### Task prompt
Look through the material below, count the lines containing the word "this", and state only the count.

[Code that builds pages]
################

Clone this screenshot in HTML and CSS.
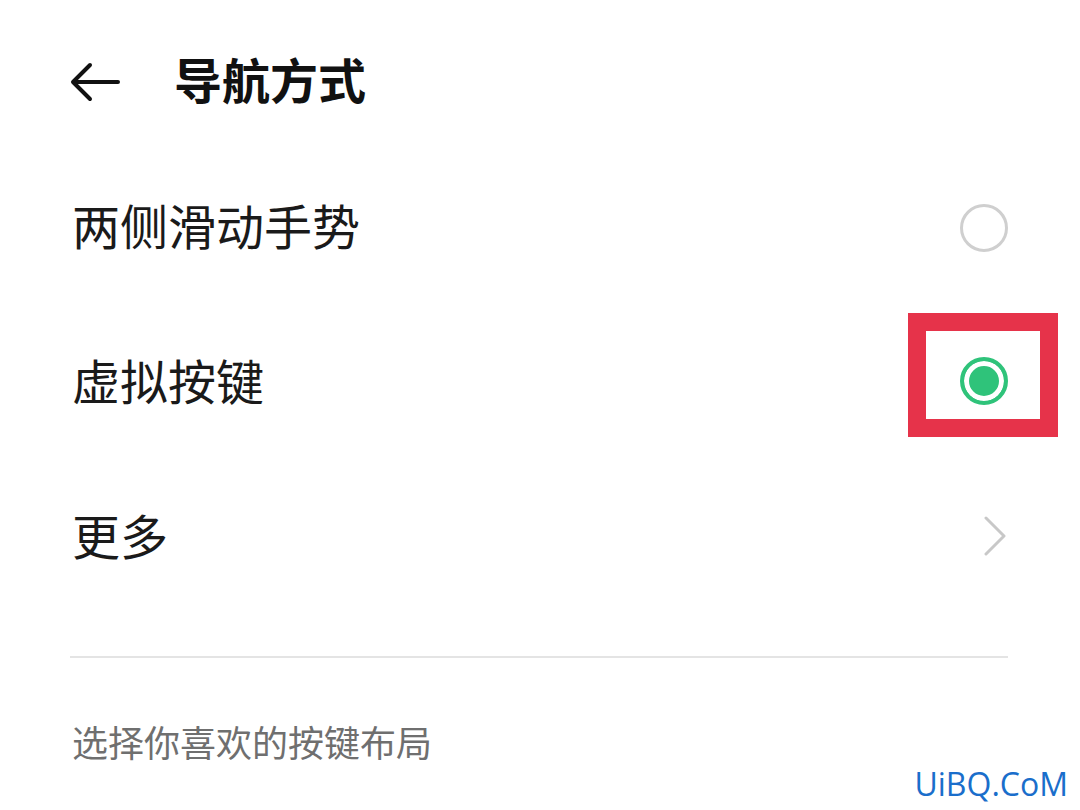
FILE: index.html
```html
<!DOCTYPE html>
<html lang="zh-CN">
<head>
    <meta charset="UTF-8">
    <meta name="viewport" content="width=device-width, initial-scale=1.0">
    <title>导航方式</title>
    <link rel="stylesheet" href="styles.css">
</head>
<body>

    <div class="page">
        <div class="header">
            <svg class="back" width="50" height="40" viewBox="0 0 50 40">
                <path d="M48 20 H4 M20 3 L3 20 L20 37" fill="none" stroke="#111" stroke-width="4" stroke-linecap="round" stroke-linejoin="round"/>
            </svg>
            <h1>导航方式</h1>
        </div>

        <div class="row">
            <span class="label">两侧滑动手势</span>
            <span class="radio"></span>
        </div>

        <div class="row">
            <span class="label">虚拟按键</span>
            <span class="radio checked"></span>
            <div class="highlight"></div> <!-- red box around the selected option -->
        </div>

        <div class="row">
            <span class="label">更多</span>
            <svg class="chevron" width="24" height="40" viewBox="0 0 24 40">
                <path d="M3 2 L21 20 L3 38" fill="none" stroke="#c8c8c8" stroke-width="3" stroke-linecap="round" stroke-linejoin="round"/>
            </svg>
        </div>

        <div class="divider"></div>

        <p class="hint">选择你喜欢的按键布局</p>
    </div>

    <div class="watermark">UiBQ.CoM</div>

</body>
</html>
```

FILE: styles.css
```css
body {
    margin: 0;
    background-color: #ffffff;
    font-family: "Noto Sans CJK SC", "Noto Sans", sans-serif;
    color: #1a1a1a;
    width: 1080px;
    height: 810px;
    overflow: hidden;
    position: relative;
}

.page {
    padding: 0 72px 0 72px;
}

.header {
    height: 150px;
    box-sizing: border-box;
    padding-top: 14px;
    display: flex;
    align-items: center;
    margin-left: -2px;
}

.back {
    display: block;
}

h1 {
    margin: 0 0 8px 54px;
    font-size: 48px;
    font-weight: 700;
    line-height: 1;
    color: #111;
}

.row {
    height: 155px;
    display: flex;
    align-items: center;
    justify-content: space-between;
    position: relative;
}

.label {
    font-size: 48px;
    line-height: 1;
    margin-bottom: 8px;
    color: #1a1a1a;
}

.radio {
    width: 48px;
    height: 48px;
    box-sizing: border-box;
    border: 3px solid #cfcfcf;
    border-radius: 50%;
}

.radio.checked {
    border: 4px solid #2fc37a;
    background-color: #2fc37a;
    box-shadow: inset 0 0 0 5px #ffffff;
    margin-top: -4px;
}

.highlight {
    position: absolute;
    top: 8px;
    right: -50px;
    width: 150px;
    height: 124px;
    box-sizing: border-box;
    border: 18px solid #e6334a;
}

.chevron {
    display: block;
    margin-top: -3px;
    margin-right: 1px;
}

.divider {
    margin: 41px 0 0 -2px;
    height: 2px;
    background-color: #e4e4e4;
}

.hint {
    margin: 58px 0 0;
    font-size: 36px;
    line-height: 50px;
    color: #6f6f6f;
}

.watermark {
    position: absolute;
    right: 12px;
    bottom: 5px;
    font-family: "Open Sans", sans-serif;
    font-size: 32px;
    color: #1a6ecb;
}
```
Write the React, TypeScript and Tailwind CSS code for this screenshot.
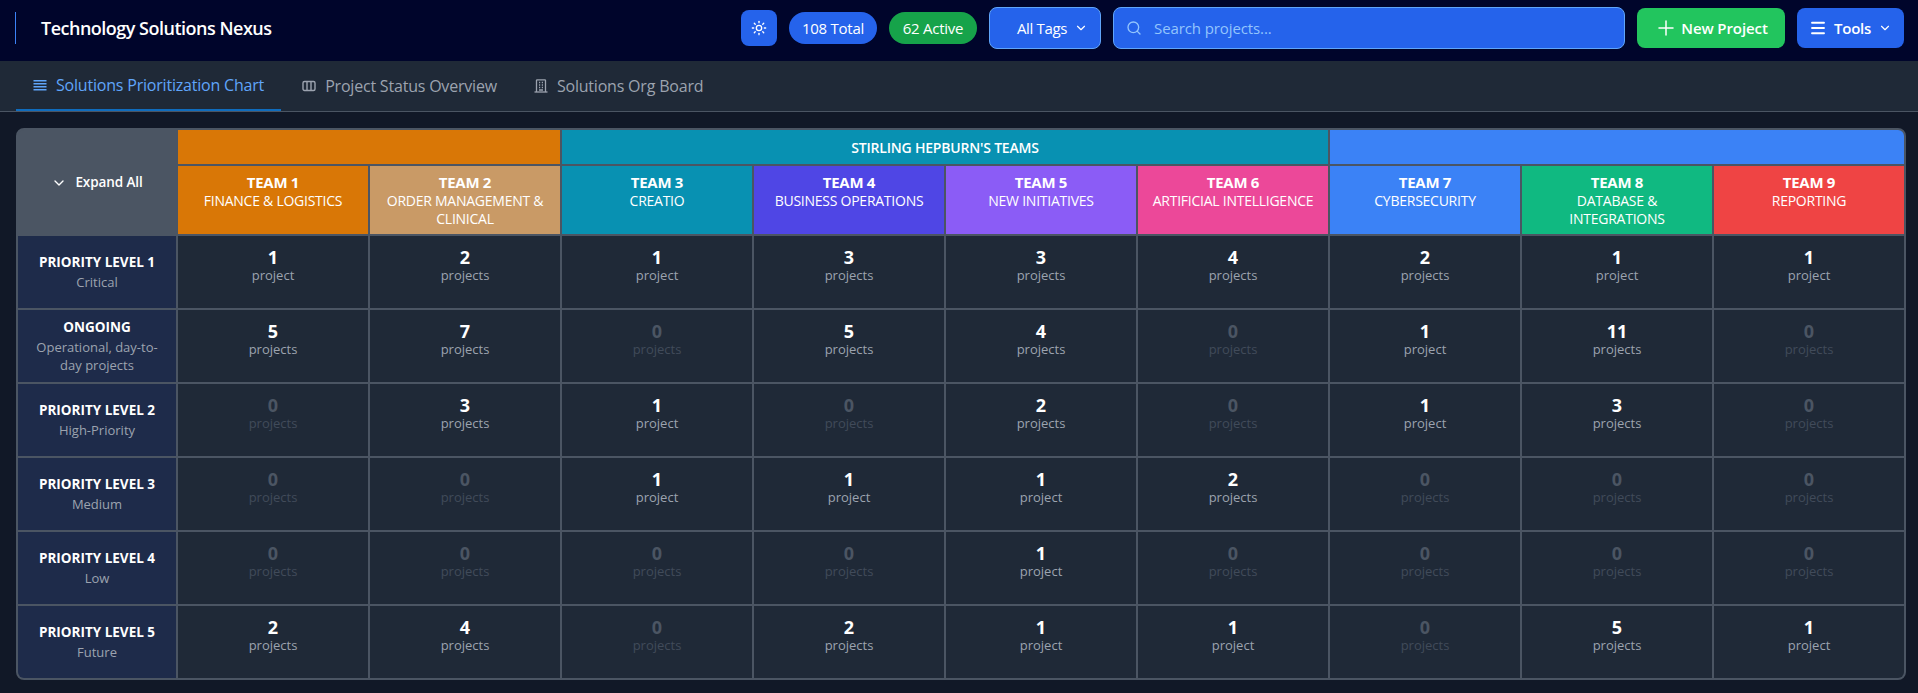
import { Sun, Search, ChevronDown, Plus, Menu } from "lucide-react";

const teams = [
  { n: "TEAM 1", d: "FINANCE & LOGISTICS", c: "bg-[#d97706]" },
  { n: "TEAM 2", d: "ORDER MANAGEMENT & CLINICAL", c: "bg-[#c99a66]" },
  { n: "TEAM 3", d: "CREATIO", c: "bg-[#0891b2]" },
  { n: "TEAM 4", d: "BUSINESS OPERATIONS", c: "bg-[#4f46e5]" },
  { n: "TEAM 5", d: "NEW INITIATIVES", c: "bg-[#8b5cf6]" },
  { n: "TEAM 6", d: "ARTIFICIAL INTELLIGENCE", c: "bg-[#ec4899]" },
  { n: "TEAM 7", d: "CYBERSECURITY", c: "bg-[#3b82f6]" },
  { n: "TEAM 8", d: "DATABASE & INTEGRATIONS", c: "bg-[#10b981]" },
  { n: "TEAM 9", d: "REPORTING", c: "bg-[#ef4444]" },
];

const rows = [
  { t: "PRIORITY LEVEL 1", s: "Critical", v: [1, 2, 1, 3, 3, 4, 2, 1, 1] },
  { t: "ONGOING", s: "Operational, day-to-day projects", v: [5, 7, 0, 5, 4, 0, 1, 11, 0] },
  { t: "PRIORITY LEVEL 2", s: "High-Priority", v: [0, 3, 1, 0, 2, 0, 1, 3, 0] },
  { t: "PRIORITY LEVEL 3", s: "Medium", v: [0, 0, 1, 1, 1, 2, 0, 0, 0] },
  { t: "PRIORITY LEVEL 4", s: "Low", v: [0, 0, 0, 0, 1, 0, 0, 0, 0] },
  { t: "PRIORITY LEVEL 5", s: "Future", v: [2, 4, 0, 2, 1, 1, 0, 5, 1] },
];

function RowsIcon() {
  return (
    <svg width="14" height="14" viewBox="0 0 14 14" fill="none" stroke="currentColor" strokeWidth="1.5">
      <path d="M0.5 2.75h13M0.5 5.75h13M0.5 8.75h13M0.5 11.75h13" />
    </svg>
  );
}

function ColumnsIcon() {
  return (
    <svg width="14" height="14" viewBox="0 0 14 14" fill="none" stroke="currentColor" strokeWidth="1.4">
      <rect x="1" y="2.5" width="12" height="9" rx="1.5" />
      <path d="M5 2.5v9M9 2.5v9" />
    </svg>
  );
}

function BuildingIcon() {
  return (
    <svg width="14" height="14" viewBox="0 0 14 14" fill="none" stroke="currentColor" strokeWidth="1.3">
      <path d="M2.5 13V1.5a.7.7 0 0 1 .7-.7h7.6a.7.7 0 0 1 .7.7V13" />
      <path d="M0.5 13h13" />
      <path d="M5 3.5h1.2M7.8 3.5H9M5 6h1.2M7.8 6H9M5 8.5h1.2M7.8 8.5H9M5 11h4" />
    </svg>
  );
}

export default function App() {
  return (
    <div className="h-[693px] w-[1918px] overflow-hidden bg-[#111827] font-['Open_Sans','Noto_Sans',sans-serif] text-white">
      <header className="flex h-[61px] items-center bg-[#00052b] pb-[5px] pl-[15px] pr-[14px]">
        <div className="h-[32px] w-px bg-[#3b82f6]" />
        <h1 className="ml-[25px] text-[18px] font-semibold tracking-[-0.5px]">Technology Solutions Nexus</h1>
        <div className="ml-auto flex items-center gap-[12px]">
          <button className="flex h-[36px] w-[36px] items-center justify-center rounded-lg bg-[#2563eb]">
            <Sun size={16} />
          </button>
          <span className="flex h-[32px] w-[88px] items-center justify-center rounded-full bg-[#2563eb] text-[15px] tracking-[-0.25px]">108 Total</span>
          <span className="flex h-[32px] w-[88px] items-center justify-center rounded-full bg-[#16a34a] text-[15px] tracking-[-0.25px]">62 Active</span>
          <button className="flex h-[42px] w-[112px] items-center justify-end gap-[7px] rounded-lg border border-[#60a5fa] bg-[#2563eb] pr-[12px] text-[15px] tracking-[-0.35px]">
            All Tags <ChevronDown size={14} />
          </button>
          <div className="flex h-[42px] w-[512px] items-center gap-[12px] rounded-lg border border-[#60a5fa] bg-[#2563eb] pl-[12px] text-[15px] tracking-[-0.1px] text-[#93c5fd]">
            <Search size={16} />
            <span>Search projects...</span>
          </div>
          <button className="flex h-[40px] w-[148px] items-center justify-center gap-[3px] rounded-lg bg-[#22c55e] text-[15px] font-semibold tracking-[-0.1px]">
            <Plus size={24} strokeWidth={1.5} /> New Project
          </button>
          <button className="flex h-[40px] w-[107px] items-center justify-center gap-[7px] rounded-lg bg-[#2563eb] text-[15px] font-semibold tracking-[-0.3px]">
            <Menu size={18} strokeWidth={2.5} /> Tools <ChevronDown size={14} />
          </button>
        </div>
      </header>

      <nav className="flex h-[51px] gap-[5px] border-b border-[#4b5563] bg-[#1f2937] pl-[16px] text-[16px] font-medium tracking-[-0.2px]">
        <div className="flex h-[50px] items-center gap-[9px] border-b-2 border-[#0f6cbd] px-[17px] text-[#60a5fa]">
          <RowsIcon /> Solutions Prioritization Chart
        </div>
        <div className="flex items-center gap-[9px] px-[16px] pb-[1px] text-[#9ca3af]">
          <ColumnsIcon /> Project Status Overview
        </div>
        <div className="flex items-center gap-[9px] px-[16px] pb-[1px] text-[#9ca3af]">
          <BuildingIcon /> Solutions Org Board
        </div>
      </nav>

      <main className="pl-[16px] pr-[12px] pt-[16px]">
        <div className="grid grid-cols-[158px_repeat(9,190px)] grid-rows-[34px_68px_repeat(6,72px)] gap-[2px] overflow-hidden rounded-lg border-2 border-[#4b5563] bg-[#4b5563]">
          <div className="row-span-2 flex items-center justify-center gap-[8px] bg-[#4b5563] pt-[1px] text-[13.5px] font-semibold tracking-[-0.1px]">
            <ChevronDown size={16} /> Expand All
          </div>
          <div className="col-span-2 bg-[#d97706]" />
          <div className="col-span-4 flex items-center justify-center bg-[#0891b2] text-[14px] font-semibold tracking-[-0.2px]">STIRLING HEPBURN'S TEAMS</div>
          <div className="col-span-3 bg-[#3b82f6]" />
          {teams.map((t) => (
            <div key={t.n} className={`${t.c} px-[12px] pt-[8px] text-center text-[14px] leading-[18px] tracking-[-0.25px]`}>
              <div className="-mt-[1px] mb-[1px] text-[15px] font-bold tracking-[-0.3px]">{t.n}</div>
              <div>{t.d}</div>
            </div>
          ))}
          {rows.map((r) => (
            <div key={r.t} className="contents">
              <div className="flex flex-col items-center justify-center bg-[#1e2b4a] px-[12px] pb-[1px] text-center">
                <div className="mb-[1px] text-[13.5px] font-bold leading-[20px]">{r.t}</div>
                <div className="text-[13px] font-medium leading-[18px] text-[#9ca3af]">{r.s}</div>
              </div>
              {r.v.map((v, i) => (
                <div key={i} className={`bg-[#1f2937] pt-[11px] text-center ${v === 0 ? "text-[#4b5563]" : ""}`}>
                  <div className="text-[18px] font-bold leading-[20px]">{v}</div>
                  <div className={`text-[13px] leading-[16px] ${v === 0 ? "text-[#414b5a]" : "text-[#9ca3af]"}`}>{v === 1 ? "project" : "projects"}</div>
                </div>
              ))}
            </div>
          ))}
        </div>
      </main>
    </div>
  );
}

################

### Task result
2